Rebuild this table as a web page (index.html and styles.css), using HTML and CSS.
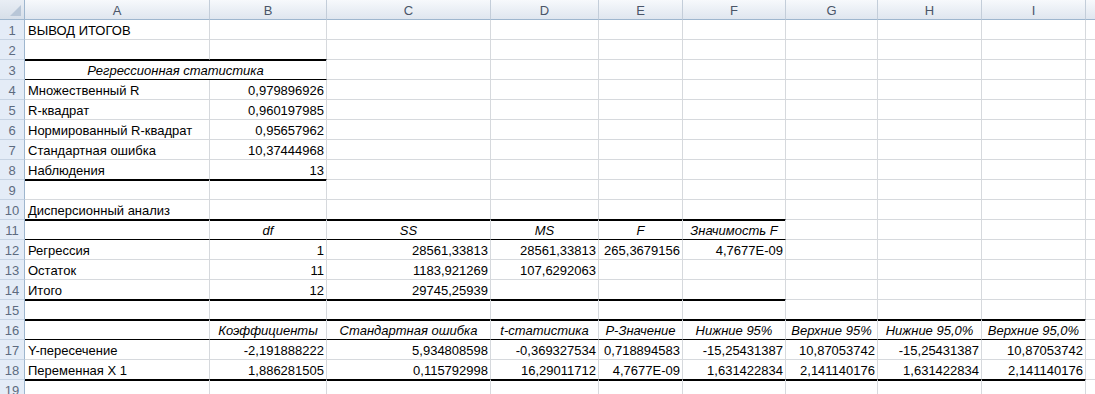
FILE: index.html
```html
<!DOCTYPE html>
<html lang="ru">
<head>
<meta charset="utf-8">
<title>Вывод итогов</title>
<link rel="stylesheet" href="styles.css">
</head>
<body>
<table class="sheet">
  <colgroup>
    <col class="c-rn"><col class="c-a"><col class="c-b"><col class="c-c"><col class="c-d"><col class="c-e"><col class="c-f"><col class="c-g"><col class="c-h"><col class="c-i"><col class="c-j">
  </colgroup>
  <thead>
    <tr class="colhead">
      <th class="corner"><span class="tri"></span></th>
      <th>A</th><th>B</th><th>C</th><th>D</th><th>E</th><th>F</th><th>G</th><th>H</th><th>I</th><th></th>
    </tr>
  </thead>
  <tbody>
    <tr><th class="rn">1</th><td>ВЫВОД ИТОГОВ</td><td></td><td></td><td></td><td></td><td></td><td></td><td></td><td></td><td></td></tr>
    <tr><th class="rn">2</th><td class="tk"></td><td class="tk"></td><td></td><td></td><td></td><td></td><td></td><td></td><td></td><td></td></tr>
    <tr><th class="rn">3</th><td class="it ctr tn" colspan="2">Регрессионная статистика</td><td></td><td></td><td></td><td></td><td></td><td></td><td></td><td></td></tr>
    <tr><th class="rn">4</th><td>Множественный R</td><td class="num">0,979896926</td><td></td><td></td><td></td><td></td><td></td><td></td><td></td><td></td></tr>
    <tr><th class="rn">5</th><td>R-квадрат</td><td class="num">0,960197985</td><td></td><td></td><td></td><td></td><td></td><td></td><td></td><td></td></tr>
    <tr><th class="rn">6</th><td>Нормированный R-квадрат</td><td class="num">0,95657962</td><td></td><td></td><td></td><td></td><td></td><td></td><td></td><td></td></tr>
    <tr><th class="rn">7</th><td>Стандартная ошибка</td><td class="num">10,37444968</td><td></td><td></td><td></td><td></td><td></td><td></td><td></td><td></td></tr>
    <tr><th class="rn">8</th><td class="tk">Наблюдения</td><td class="num tk">13</td><td></td><td></td><td></td><td></td><td></td><td></td><td></td><td></td></tr>
    <tr><th class="rn">9</th><td></td><td></td><td></td><td></td><td></td><td></td><td></td><td></td><td></td><td></td></tr>
    <tr><th class="rn">10</th><td class="tk">Дисперсионный анализ</td><td class="tk"></td><td class="tk"></td><td class="tk"></td><td class="tk"></td><td class="tk"></td><td></td><td></td><td></td><td></td></tr>
    <tr><th class="rn">11</th><td class="tn"></td><td class="it ctr tn">df</td><td class="it ctr tn">SS</td><td class="it ctr tn">MS</td><td class="it ctr tn">F</td><td class="it ctr tn">Значимость F</td><td></td><td></td><td></td><td></td></tr>
    <tr><th class="rn">12</th><td>Регрессия</td><td class="num">1</td><td class="num">28561,33813</td><td class="num">28561,33813</td><td class="num">265,3679156</td><td class="num">4,7677E-09</td><td></td><td></td><td></td><td></td></tr>
    <tr><th class="rn">13</th><td>Остаток</td><td class="num">11</td><td class="num">1183,921269</td><td class="num">107,6292063</td><td></td><td></td><td></td><td></td><td></td><td></td></tr>
    <tr><th class="rn">14</th><td class="tk">Итого</td><td class="num tk">12</td><td class="num tk">29745,25939</td><td class="tk"></td><td class="tk"></td><td class="tk"></td><td></td><td></td><td></td><td></td></tr>
    <tr><th class="rn">15</th><td class="tk"></td><td class="tk"></td><td class="tk"></td><td class="tk"></td><td class="tk"></td><td class="tk"></td><td class="tk"></td><td class="tk"></td><td class="tk"></td><td></td></tr>
    <tr><th class="rn">16</th><td class="tn"></td><td class="it ctr tn">Коэффициенты</td><td class="it ctr tn">Стандартная ошибка</td><td class="it ctr tn">t-статистика</td><td class="it ctr tn">P-Значение</td><td class="it ctr tn">Нижние 95%</td><td class="it ctr tn">Верхние 95%</td><td class="it ctr tn">Нижние 95,0%</td><td class="it ctr tn">Верхние 95,0%</td><td></td></tr>
    <tr><th class="rn">17</th><td>Y-пересечение</td><td class="num">-2,191888222</td><td class="num">5,934808598</td><td class="num">-0,369327534</td><td class="num">0,718894583</td><td class="num">-15,25431387</td><td class="num">10,87053742</td><td class="num">-15,25431387</td><td class="num">10,87053742</td><td></td></tr>
    <tr><th class="rn">18</th><td class="tk">Переменная X 1</td><td class="num tk">1,886281505</td><td class="num tk">0,115792998</td><td class="num tk">16,29011712</td><td class="num tk">4,7677E-09</td><td class="num tk">1,631422834</td><td class="num tk">2,141140176</td><td class="num tk">1,631422834</td><td class="num tk">2,141140176</td><td></td></tr>
    <tr><th class="rn">19</th><td></td><td></td><td></td><td></td><td></td><td></td><td></td><td></td><td></td><td></td></tr>
  </tbody>
</table>
</body>
</html>
```
FILE: styles.css
```css
html, body {
  margin: 0;
  padding: 0;
  background: #ffffff;
  overflow: hidden;
}

body {
  font-family: "Liberation Sans", Arial, sans-serif;
  font-size: 13px;
  color: #000000;
}

.sheet {
  border-collapse: separate;
  border-spacing: 0;
  table-layout: fixed;
  width: 1110px;
}

.c-rn { width: 25px; }
.c-a { width: 185px; }
.c-b { width: 117px; }
.c-c { width: 164px; }
.c-d { width: 108px; }
.c-e { width: 84px; }
.c-f { width: 103px; }
.c-g { width: 92px; }
.c-h { width: 104px; }
.c-i { width: 104px; }
.c-j { width: 24px; }

.sheet td,
.sheet th {
  box-sizing: border-box;
  height: 20px;
  padding: 3px 2px 0 3px;
  line-height: 16px;
  border-right: 1px solid #d6d9dd;
  border-bottom: 1px solid #d6d9dd;
  white-space: nowrap;
  overflow: hidden;
  text-align: left;
  vertical-align: top;
  font-weight: normal;
}

.colhead th {
  padding: 2px 0 0 0;
  line-height: 17px;
  text-align: center;
  color: #4a5568;
  background: linear-gradient(#f7f9fc, #dfe6ef);
  border-right: 1px solid #c3cdd9;
  border-bottom: 1px solid #9eb6ce;
}

.colhead .corner {
  position: relative;
  background: linear-gradient(#e9eef5, #d7dfe9);
  border-right: 1px solid #9eb6ce;
}

.tri {
  position: absolute;
  right: 3px;
  bottom: 3px;
  width: 0;
  height: 0;
  border-left: 11px solid transparent;
  border-bottom: 11px solid #b8c6d7;
}

.sheet .rn {
  padding: 3px 0 0 0;
  text-align: center;
  color: #5d6b80;
  background: #e4ecf7;
  border-right: 1px solid #9eb6ce;
  border-bottom: 1px solid #c6d3e3;
}

.sheet .num {
  text-align: right;
  padding-right: 2px;
}

.sheet .ctr {
  text-align: center;
  padding-left: 1px;
  padding-right: 1px;
}

.it {
  font-style: italic;
}

.sheet .tn {
  border-bottom-color: #000000;
}

.sheet .tk {
  border-bottom-color: #000000;
  box-shadow: 0 1px 0 #000000;
}
```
___
Directions: Extract the full listing above verbatim; pictures are to be left out of the copy.

Response:
Rebuild this table as a web page (index.html and styles.css), using HTML and CSS.
FILE: index.html
```html
<!DOCTYPE html>
<html lang="ru">
<head>
<meta charset="utf-8">
<title>Вывод итогов</title>
<link rel="stylesheet" href="styles.css">
</head>
<body>
<table class="sheet">
  <colgroup>
    <col class="c-rn"><col class="c-a"><col class="c-b"><col class="c-c"><col class="c-d"><col class="c-e"><col class="c-f"><col class="c-g"><col class="c-h"><col class="c-i"><col class="c-j">
  </colgroup>
  <thead>
    <tr class="colhead">
      <th class="corner"><span class="tri"></span></th>
      <th>A</th><th>B</th><th>C</th><th>D</th><th>E</th><th>F</th><th>G</th><th>H</th><th>I</th><th></th>
    </tr>
  </thead>
  <tbody>
    <tr><th class="rn">1</th><td>ВЫВОД ИТОГОВ</td><td></td><td></td><td></td><td></td><td></td><td></td><td></td><td></td><td></td></tr>
    <tr><th class="rn">2</th><td class="tk"></td><td class="tk"></td><td></td><td></td><td></td><td></td><td></td><td></td><td></td><td></td></tr>
    <tr><th class="rn">3</th><td class="it ctr tn" colspan="2">Регрессионная статистика</td><td></td><td></td><td></td><td></td><td></td><td></td><td></td><td></td></tr>
    <tr><th class="rn">4</th><td>Множественный R</td><td class="num">0,979896926</td><td></td><td></td><td></td><td></td><td></td><td></td><td></td><td></td></tr>
    <tr><th class="rn">5</th><td>R-квадрат</td><td class="num">0,960197985</td><td></td><td></td><td></td><td></td><td></td><td></td><td></td><td></td></tr>
    <tr><th class="rn">6</th><td>Нормированный R-квадрат</td><td class="num">0,95657962</td><td></td><td></td><td></td><td></td><td></td><td></td><td></td><td></td></tr>
    <tr><th class="rn">7</th><td>Стандартная ошибка</td><td class="num">10,37444968</td><td></td><td></td><td></td><td></td><td></td><td></td><td></td><td></td></tr>
    <tr><th class="rn">8</th><td class="tk">Наблюдения</td><td class="num tk">13</td><td></td><td></td><td></td><td></td><td></td><td></td><td></td><td></td></tr>
    <tr><th class="rn">9</th><td></td><td></td><td></td><td></td><td></td><td></td><td></td><td></td><td></td><td></td></tr>
    <tr><th class="rn">10</th><td class="tk">Дисперсионный анализ</td><td class="tk"></td><td class="tk"></td><td class="tk"></td><td class="tk"></td><td class="tk"></td><td></td><td></td><td></td><td></td></tr>
    <tr><th class="rn">11</th><td class="tn"></td><td class="it ctr tn">df</td><td class="it ctr tn">SS</td><td class="it ctr tn">MS</td><td class="it ctr tn">F</td><td class="it ctr tn">Значимость F</td><td></td><td></td><td></td><td></td></tr>
    <tr><th class="rn">12</th><td>Регрессия</td><td class="num">1</td><td class="num">28561,33813</td><td class="num">28561,33813</td><td class="num">265,3679156</td><td class="num">4,7677E-09</td><td></td><td></td><td></td><td></td></tr>
    <tr><th class="rn">13</th><td>Остаток</td><td class="num">11</td><td class="num">1183,921269</td><td class="num">107,6292063</td><td></td><td></td><td></td><td></td><td></td><td></td></tr>
    <tr><th class="rn">14</th><td class="tk">Итого</td><td class="num tk">12</td><td class="num tk">29745,25939</td><td class="tk"></td><td class="tk"></td><td class="tk"></td><td></td><td></td><td></td><td></td></tr>
    <tr><th class="rn">15</th><td class="tk"></td><td class="tk"></td><td class="tk"></td><td class="tk"></td><td class="tk"></td><td class="tk"></td><td class="tk"></td><td class="tk"></td><td class="tk"></td><td></td></tr>
    <tr><th class="rn">16</th><td class="tn"></td><td class="it ctr tn">Коэффициенты</td><td class="it ctr tn">Стандартная ошибка</td><td class="it ctr tn">t-статистика</td><td class="it ctr tn">P-Значение</td><td class="it ctr tn">Нижние 95%</td><td class="it ctr tn">Верхние 95%</td><td class="it ctr tn">Нижние 95,0%</td><td class="it ctr tn">Верхние 95,0%</td><td></td></tr>
    <tr><th class="rn">17</th><td>Y-пересечение</td><td class="num">-2,191888222</td><td class="num">5,934808598</td><td class="num">-0,369327534</td><td class="num">0,718894583</td><td class="num">-15,25431387</td><td class="num">10,87053742</td><td class="num">-15,25431387</td><td class="num">10,87053742</td><td></td></tr>
    <tr><th class="rn">18</th><td class="tk">Переменная X 1</td><td class="num tk">1,886281505</td><td class="num tk">0,115792998</td><td class="num tk">16,29011712</td><td class="num tk">4,7677E-09</td><td class="num tk">1,631422834</td><td class="num tk">2,141140176</td><td class="num tk">1,631422834</td><td class="num tk">2,141140176</td><td></td></tr>
    <tr><th class="rn">19</th><td></td><td></td><td></td><td></td><td></td><td></td><td></td><td></td><td></td><td></td></tr>
  </tbody>
</table>
</body>
</html>
```
FILE: styles.css
```css
html, body {
  margin: 0;
  padding: 0;
  background: #ffffff;
  overflow: hidden;
}

body {
  font-family: "Liberation Sans", Arial, sans-serif;
  font-size: 13px;
  color: #000000;
}

.sheet {
  border-collapse: separate;
  border-spacing: 0;
  table-layout: fixed;
  width: 1110px;
}

.c-rn { width: 25px; }
.c-a { width: 185px; }
.c-b { width: 117px; }
.c-c { width: 164px; }
.c-d { width: 108px; }
.c-e { width: 84px; }
.c-f { width: 103px; }
.c-g { width: 92px; }
.c-h { width: 104px; }
.c-i { width: 104px; }
.c-j { width: 24px; }

.sheet td,
.sheet th {
  box-sizing: border-box;
  height: 20px;
  padding: 3px 2px 0 3px;
  line-height: 16px;
  border-right: 1px solid #d6d9dd;
  border-bottom: 1px solid #d6d9dd;
  white-space: nowrap;
  overflow: hidden;
  text-align: left;
  vertical-align: top;
  font-weight: normal;
}

.colhead th {
  padding: 2px 0 0 0;
  line-height: 17px;
  text-align: center;
  color: #4a5568;
  background: linear-gradient(#f7f9fc, #dfe6ef);
  border-right: 1px solid #c3cdd9;
  border-bottom: 1px solid #9eb6ce;
}

.colhead .corner {
  position: relative;
  background: linear-gradient(#e9eef5, #d7dfe9);
  border-right: 1px solid #9eb6ce;
}

.tri {
  position: absolute;
  right: 3px;
  bottom: 3px;
  width: 0;
  height: 0;
  border-left: 11px solid transparent;
  border-bottom: 11px solid #b8c6d7;
}

.sheet .rn {
  padding: 3px 0 0 0;
  text-align: center;
  color: #5d6b80;
  background: #e4ecf7;
  border-right: 1px solid #9eb6ce;
  border-bottom: 1px solid #c6d3e3;
}

.sheet .num {
  text-align: right;
  padding-right: 2px;
}

.sheet .ctr {
  text-align: center;
  padding-left: 1px;
  padding-right: 1px;
}

.it {
  font-style: italic;
}

.sheet .tn {
  border-bottom-color: #000000;
}

.sheet .tk {
  border-bottom-color: #000000;
  box-shadow: 0 1px 0 #000000;
}
```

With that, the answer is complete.